[begin Data shown]
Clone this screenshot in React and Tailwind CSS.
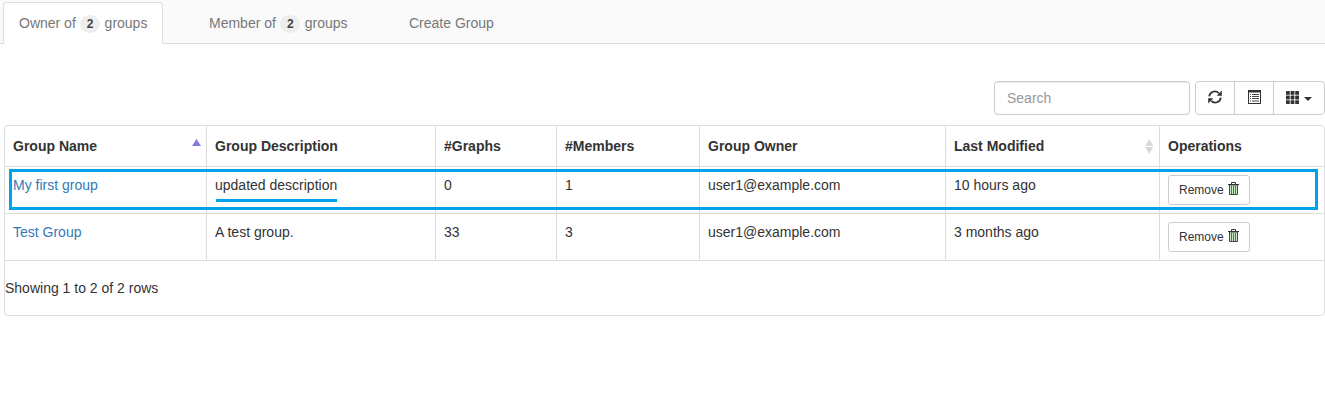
const columns = [
  { label: 'Group Name', sort: 'asc' },
  { label: 'Group Description' },
  { label: '#Graphs' },
  { label: '#Members' },
  { label: 'Group Owner' },
  { label: 'Last Modified', sort: 'both' },
  { label: 'Operations' },
];

const rows = [
  ['My first group', 'updated description', '0', '1', 'user1@example.com', '10 hours ago'],
  ['Test Group', 'A test group.', '33', '3', 'user1@example.com', '3 months ago'],
];

const gridCols = 'grid grid-cols-[202px_229px_121px_143px_246px_214px_164px]';

function Badge({ children }) {
  return (
    <span className="mx-[4.4px] mt-0.5 inline-flex h-[18px] w-5 items-center justify-center rounded-[10px] bg-[#eeeeee] text-xs font-bold text-[#444444]">
      {children}
    </span>
  );
}

function RefreshIcon() {
  return (
    <svg width="14" height="14" viewBox="0 0 14 14" fill="none" stroke="#333" strokeWidth="1.8">
      <path d="M1.2 6.4A5.6 5.6 0 0 1 10.8 3.2M12.8 7.6A5.6 5.6 0 0 1 3.2 10.8" />
      <path d="M13.8 0.6V5.7H8.7ZM0.2 13.4V8.3H5.3Z" fill="#333" stroke="none" />
    </svg>
  );
}

function ListIcon() {
  return (
    <svg width="13" height="14" viewBox="0 0 13 14">
      <path d="M0 0H13V14H0Z" fill="#333" />
      <path d="M1 2.5H12V13H1Z" fill="#fff" />
      <path d="M2 4H3V5H2ZM4 4H11V5H4ZM2 6H3V7H2ZM4 6H11V7H4ZM2 8H3V9H2ZM4 8H11V9H4ZM2 10.5H3V11.5H2ZM4 10.5H11V11.5H4Z" fill="#4a4a4a" />
    </svg>
  );
}

function GridIcon() {
  return (
    <svg width="13" height="13" viewBox="0 0 13 13" fill="#333">
      {[0, 4.6, 9.2].map((x) =>
        [0, 4.6, 9.2].map((y) => <rect key={`${x}-${y}`} x={x} y={y} width="3.8" height="3.8" rx="0.4" />)
      )}
    </svg>
  );
}

function TrashIcon() {
  return (
    <svg className="mb-[3px]" width="11" height="13" viewBox="0 0 11 13">
      <path d="M1.5 3V12.5H9.5V3Z" fill="#c9e8c6" stroke="#333" strokeWidth="0.9" />
      <path d="M3.5 4V12M5.5 4V12M7.5 4V12" stroke="#333" strokeWidth="0.7" />
      <path d="M0 2.5H11M3.5 2V0.5H7.5V2" fill="none" stroke="#333" />
    </svg>
  );
}

function SortIcon({ type }) {
  return type === 'asc' ? (
    <svg className="mb-[7px]" width="9" height="7" viewBox="0 0 9 7">
      <path d="M4.5 0L9 7H0Z" fill="#8080d8" />
    </svg>
  ) : (
    <svg width="9" height="15" viewBox="0 0 9 15">
      <path d="M4.25 0L8.25 7H0.25ZM0.25 8H8.25L4.25 15Z" fill="#d8d8d8" />
    </svg>
  );
}

export default function App() {
  return (
    <div className="h-[419px] w-[1325px] overflow-hidden bg-white font-['Liberation_Sans',Arial,sans-serif] text-sm leading-5 text-[#333333]">
      <nav className="flex h-11 items-end border-b border-[#dddddd] bg-[#fafafa] pl-[3px] text-[#777777]">
        <a className="-mb-px flex h-[42px] w-[160px] items-center rounded-t border border-b-0 border-[#dddddd] bg-white pb-0.5 pl-[15px]">
          Owner of <Badge>2</Badge> groups
        </a>
        <a className="ml-[31px] flex h-[41px] w-[168px] items-center pl-[15px]">
          Member of <Badge>2</Badge> groups
        </a>
        <a className="ml-8 flex h-[41px] items-center px-[15px]">Create Group</a>
      </nav>

      <div className="mt-[37px] flex h-[34px] justify-end gap-[5px]">
        <input
          className="w-[196px] rounded border border-[#cccccc] px-3 shadow-[inset_0_1px_1px_rgba(0,0,0,0.075)] outline-none placeholder:text-[#999999]"
          placeholder="Search"
        />
        <div className="flex w-[130px] rounded border border-[#cccccc]">
          <button className="flex w-[39px] items-center justify-center border-r border-[#cccccc] pb-[2px]"><RefreshIcon /></button>
          <button className="flex w-[39px] items-center justify-center border-r border-[#cccccc] pb-[2px]"><ListIcon /></button>
          <button className="flex flex-1 items-center justify-center gap-[5px] pb-[2px]">
            <GridIcon />
            <svg className="mt-[3px]" width="8" height="4" viewBox="0 0 8 4"><path d="M0 0H8L4 4Z" fill="#333" /></svg>
          </button>
        </div>
      </div>

      <div className="relative ml-1 mt-2.5 h-[191px] w-[1321px] rounded border border-[#dddddd]">
        <div className={`${gridCols} h-[41px] border-b border-[#dddddd] font-bold`}>
          {columns.map((c) => (
            <div key={c.label} className="flex items-center justify-between border-r border-[#dddddd] pl-2 pr-[5px] last:border-r-0">
              {c.label}
              {c.sort && <SortIcon type={c.sort} />}
            </div>
          ))}
        </div>
        {rows.map((row) => (
          <div key={row[0]} className={`${gridCols} h-[47px] border-b border-[#dddddd]`}>
            {row.map((cell, i) => (
              <div key={i} className="border-r border-[#dddddd] p-2">
                {i === 0 ? <a className="text-[#337ab7]">{cell}</a> : cell}
              </div>
            ))}
            <div className="p-2">
              <button className="flex h-[30px] w-[82px] items-center rounded-[3px] border border-[#cccccc] bg-white pl-2.5 text-xs">
                <span className="w-[49px] text-left">Remove</span>
                <TrashIcon />
              </button>
            </div>
          </div>
        ))}
        <div className="pt-[17px]">Showing 1 to 2 of 2 rows</div>
        <div className="pointer-events-none absolute left-1 top-[43px] h-[41px] w-[1309px] border-[3px] border-[#00a2e8]" />
        <div className="pointer-events-none absolute left-[211px] top-[73px] h-[3px] w-[121px] bg-[#00a2e8]" />
      </div>
    </div>
  );
}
[end Data shown]
■ **Aim**
Return the material line for line, from its beginning to the line that contains "const gridCols = 'grid", with the pictures left out.

■ **Result**
Clone this screenshot in React and Tailwind CSS.
const columns = [
  { label: 'Group Name', sort: 'asc' },
  { label: 'Group Description' },
  { label: '#Graphs' },
  { label: '#Members' },
  { label: 'Group Owner' },
  { label: 'Last Modified', sort: 'both' },
  { label: 'Operations' },
];

const rows = [
  ['My first group', 'updated description', '0', '1', 'user1@example.com', '10 hours ago'],
  ['Test Group', 'A test group.', '33', '3', 'user1@example.com', '3 months ago'],
];

const gridCols = 'grid grid-cols-[202px_229px_121px_143px_246px_214px_164px]';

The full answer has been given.